• _Data lines_:
++++++
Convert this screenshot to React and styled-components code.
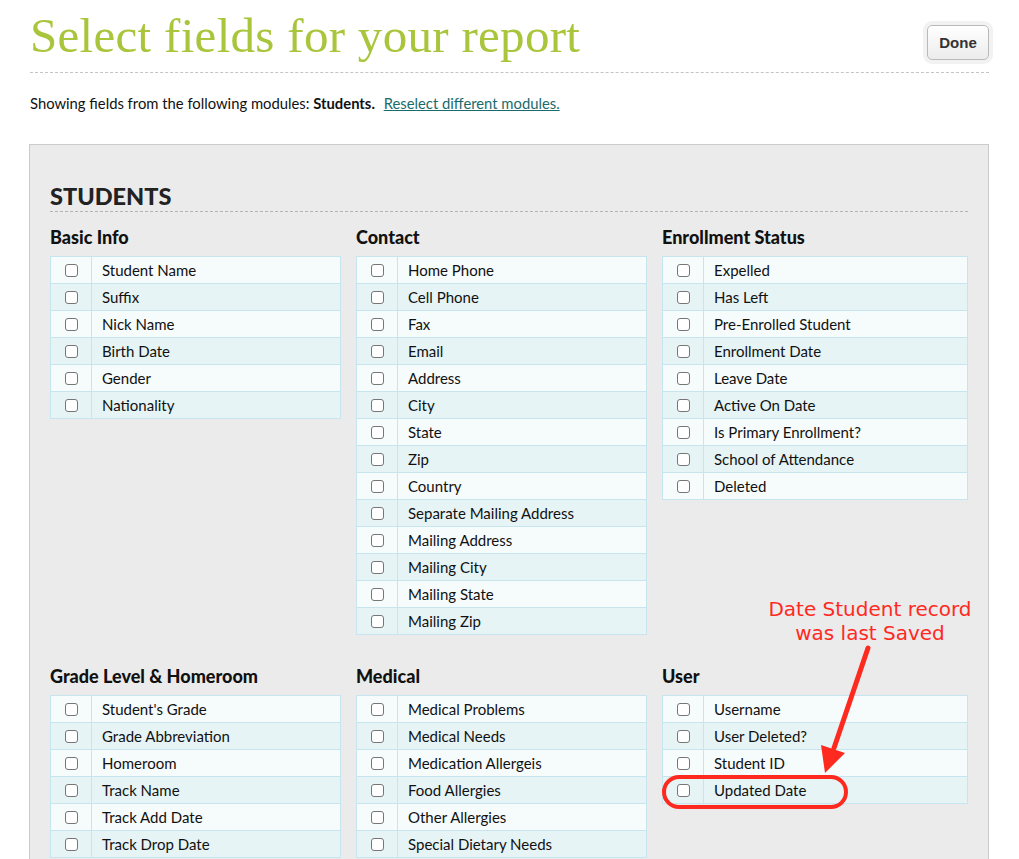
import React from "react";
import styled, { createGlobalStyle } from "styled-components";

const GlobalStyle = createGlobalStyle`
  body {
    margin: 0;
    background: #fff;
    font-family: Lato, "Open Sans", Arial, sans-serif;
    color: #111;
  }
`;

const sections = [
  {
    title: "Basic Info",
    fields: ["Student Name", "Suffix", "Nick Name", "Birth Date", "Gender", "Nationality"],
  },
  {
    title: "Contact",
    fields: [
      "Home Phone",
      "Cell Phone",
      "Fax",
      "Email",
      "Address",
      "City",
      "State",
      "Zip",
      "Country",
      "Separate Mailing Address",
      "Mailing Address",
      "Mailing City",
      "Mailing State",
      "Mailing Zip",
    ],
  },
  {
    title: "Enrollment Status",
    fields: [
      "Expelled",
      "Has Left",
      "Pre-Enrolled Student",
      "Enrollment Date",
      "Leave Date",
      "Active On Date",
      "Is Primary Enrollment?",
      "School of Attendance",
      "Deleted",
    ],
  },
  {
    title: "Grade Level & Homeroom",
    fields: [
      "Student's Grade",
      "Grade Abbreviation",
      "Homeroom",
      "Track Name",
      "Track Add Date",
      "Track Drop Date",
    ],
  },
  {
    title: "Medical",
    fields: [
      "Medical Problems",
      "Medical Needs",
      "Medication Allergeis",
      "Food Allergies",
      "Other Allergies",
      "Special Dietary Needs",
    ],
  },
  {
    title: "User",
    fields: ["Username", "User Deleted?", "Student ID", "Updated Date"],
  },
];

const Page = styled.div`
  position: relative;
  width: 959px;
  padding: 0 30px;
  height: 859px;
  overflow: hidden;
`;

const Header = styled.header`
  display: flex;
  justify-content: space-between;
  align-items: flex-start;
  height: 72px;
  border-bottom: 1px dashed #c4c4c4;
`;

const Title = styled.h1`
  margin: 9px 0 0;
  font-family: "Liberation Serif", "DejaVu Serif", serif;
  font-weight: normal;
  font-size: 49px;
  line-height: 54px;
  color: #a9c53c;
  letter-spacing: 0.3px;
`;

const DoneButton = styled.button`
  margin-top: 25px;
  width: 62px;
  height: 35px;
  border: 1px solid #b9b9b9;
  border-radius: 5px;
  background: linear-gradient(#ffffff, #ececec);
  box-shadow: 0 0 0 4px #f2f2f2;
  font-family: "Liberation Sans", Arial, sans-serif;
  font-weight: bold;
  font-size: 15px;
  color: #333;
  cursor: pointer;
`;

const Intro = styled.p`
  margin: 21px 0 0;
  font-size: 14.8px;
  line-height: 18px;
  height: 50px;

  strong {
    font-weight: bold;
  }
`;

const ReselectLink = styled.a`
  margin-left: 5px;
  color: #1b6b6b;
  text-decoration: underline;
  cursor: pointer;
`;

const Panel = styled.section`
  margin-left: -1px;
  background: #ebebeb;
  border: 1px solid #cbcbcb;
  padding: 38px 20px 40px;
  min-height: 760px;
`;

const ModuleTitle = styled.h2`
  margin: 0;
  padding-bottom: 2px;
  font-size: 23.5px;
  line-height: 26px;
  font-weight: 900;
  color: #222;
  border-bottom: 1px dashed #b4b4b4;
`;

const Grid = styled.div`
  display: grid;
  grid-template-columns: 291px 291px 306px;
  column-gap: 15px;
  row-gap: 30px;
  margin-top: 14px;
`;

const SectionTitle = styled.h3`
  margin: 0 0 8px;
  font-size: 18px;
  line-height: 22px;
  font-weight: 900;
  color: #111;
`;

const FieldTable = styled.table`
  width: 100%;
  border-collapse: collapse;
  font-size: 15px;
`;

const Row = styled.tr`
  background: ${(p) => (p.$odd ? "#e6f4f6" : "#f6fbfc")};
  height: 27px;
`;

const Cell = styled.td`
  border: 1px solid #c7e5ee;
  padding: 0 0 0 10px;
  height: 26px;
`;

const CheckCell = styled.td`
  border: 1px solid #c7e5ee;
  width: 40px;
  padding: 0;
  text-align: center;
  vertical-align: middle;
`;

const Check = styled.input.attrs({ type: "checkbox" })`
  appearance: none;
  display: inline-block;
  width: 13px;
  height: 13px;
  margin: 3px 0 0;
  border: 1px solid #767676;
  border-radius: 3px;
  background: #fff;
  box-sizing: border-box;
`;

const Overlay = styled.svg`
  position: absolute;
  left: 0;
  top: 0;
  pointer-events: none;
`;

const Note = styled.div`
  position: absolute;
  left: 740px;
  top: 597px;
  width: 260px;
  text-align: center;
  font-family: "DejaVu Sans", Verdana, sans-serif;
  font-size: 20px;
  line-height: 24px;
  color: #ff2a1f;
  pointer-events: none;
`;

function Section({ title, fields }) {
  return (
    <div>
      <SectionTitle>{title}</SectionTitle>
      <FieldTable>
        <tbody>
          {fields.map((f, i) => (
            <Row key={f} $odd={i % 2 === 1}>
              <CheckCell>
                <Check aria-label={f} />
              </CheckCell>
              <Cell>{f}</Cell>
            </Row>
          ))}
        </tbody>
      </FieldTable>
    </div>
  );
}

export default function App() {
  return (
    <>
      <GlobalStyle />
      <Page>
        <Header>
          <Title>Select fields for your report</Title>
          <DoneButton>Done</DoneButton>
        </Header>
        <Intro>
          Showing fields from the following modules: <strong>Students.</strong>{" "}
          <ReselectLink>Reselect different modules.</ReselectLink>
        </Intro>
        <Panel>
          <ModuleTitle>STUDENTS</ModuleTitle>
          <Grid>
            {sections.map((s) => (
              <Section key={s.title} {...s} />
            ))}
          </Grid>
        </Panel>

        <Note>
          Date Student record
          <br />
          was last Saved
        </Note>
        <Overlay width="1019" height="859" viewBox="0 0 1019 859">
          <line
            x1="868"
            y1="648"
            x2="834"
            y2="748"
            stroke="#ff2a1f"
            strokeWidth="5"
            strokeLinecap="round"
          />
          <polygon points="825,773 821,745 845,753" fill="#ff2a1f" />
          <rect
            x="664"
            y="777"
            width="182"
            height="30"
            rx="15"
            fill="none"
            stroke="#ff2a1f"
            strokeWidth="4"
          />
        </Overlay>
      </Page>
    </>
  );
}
++++++
• _Task brief_: Quote each line of the listing exactly, but leave the pictures out.

• _Result of the task_:
Convert this screenshot to React and styled-components code.
import React from "react";
import styled, { createGlobalStyle } from "styled-components";

const GlobalStyle = createGlobalStyle`
  body {
    margin: 0;
    background: #fff;
    font-family: Lato, "Open Sans", Arial, sans-serif;
    color: #111;
  }
`;

const sections = [
  {
    title: "Basic Info",
    fields: ["Student Name", "Suffix", "Nick Name", "Birth Date", "Gender", "Nationality"],
  },
  {
    title: "Contact",
    fields: [
      "Home Phone",
      "Cell Phone",
      "Fax",
      "Email",
      "Address",
      "City",
      "State",
      "Zip",
      "Country",
      "Separate Mailing Address",
      "Mailing Address",
      "Mailing City",
      "Mailing State",
      "Mailing Zip",
    ],
  },
  {
    title: "Enrollment Status",
    fields: [
      "Expelled",
      "Has Left",
      "Pre-Enrolled Student",
      "Enrollment Date",
      "Leave Date",
      "Active On Date",
      "Is Primary Enrollment?",
      "School of Attendance",
      "Deleted",
    ],
  },
  {
    title: "Grade Level & Homeroom",
    fields: [
      "Student's Grade",
      "Grade Abbreviation",
      "Homeroom",
      "Track Name",
      "Track Add Date",
      "Track Drop Date",
    ],
  },
  {
    title: "Medical",
    fields: [
      "Medical Problems",
      "Medical Needs",
      "Medication Allergeis",
      "Food Allergies",
      "Other Allergies",
      "Special Dietary Needs",
    ],
  },
  {
    title: "User",
    fields: ["Username", "User Deleted?", "Student ID", "Updated Date"],
  },
];

const Page = styled.div`
  position: relative;
  width: 959px;
  padding: 0 30px;
  height: 859px;
  overflow: hidden;
`;

const Header = styled.header`
  display: flex;
  justify-content: space-between;
  align-items: flex-start;
  height: 72px;
  border-bottom: 1px dashed #c4c4c4;
`;

const Title = styled.h1`
  margin: 9px 0 0;
  font-family: "Liberation Serif", "DejaVu Serif", serif;
  font-weight: normal;
  font-size: 49px;
  line-height: 54px;
  color: #a9c53c;
  letter-spacing: 0.3px;
`;

const DoneButton = styled.button`
  margin-top: 25px;
  width: 62px;
  height: 35px;
  border: 1px solid #b9b9b9;
  border-radius: 5px;
  background: linear-gradient(#ffffff, #ececec);
  box-shadow: 0 0 0 4px #f2f2f2;
  font-family: "Liberation Sans", Arial, sans-serif;
  font-weight: bold;
  font-size: 15px;
  color: #333;
  cursor: pointer;
`;

const Intro = styled.p`
  margin: 21px 0 0;
  font-size: 14.8px;
  line-height: 18px;
  height: 50px;

  strong {
    font-weight: bold;
  }
`;

const ReselectLink = styled.a`
  margin-left: 5px;
  color: #1b6b6b;
  text-decoration: underline;
  cursor: pointer;
`;

const Panel = styled.section`
  margin-left: -1px;
  background: #ebebeb;
  border: 1px solid #cbcbcb;
  padding: 38px 20px 40px;
  min-height: 760px;
`;

const ModuleTitle = styled.h2`
  margin: 0;
  padding-bottom: 2px;
  font-size: 23.5px;
  line-height: 26px;
  font-weight: 900;
  color: #222;
  border-bottom: 1px dashed #b4b4b4;
`;

const Grid = styled.div`
  display: grid;
  grid-template-columns: 291px 291px 306px;
  column-gap: 15px;
  row-gap: 30px;
  margin-top: 14px;
`;

const SectionTitle = styled.h3`
  margin: 0 0 8px;
  font-size: 18px;
  line-height: 22px;
  font-weight: 900;
  color: #111;
`;

const FieldTable = styled.table`
  width: 100%;
  border-collapse: collapse;
  font-size: 15px;
`;

const Row = styled.tr`
  background: ${(p) => (p.$odd ? "#e6f4f6" : "#f6fbfc")};
  height: 27px;
`;

const Cell = styled.td`
  border: 1px solid #c7e5ee;
  padding: 0 0 0 10px;
  height: 26px;
`;

const CheckCell = styled.td`
  border: 1px solid #c7e5ee;
  width: 40px;
  padding: 0;
  text-align: center;
  vertical-align: middle;
`;

const Check = styled.input.attrs({ type: "checkbox" })`
  appearance: none;
  display: inline-block;
  width: 13px;
  height: 13px;
  margin: 3px 0 0;
  border: 1px solid #767676;
  border-radius: 3px;
  background: #fff;
  box-sizing: border-box;
`;

const Overlay = styled.svg`
  position: absolute;
  left: 0;
  top: 0;
  pointer-events: none;
`;

const Note = styled.div`
  position: absolute;
  left: 740px;
  top: 597px;
  width: 260px;
  text-align: center;
  font-family: "DejaVu Sans", Verdana, sans-serif;
  font-size: 20px;
  line-height: 24px;
  color: #ff2a1f;
  pointer-events: none;
`;

function Section({ title, fields }) {
  return (
    <div>
      <SectionTitle>{title}</SectionTitle>
      <FieldTable>
        <tbody>
          {fields.map((f, i) => (
            <Row key={f} $odd={i % 2 === 1}>
              <CheckCell>
                <Check aria-label={f} />
              </CheckCell>
              <Cell>{f}</Cell>
            </Row>
          ))}
        </tbody>
      </FieldTable>
    </div>
  );
}

export default function App() {
  return (
    <>
      <GlobalStyle />
      <Page>
        <Header>
          <Title>Select fields for your report</Title>
          <DoneButton>Done</DoneButton>
        </Header>
        <Intro>
          Showing fields from the following modules: <strong>Students.</strong>{" "}
          <ReselectLink>Reselect different modules.</ReselectLink>
        </Intro>
        <Panel>
          <ModuleTitle>STUDENTS</ModuleTitle>
          <Grid>
            {sections.map((s) => (
              <Section key={s.title} {...s} />
            ))}
          </Grid>
        </Panel>

        <Note>
          Date Student record
          <br />
          was last Saved
        </Note>
        <Overlay width="1019" height="859" viewBox="0 0 1019 859">
          <line
            x1="868"
            y1="648"
            x2="834"
            y2="748"
            stroke="#ff2a1f"
            strokeWidth="5"
            strokeLinecap="round"
          />
          <polygon points="825,773 821,745 845,753" fill="#ff2a1f" />
          <rect
            x="664"
            y="777"
            width="182"
            height="30"
            rx="15"
            fill="none"
            stroke="#ff2a1f"
            strokeWidth="4"
          />
        </Overlay>
      </Page>
    </>
  );
}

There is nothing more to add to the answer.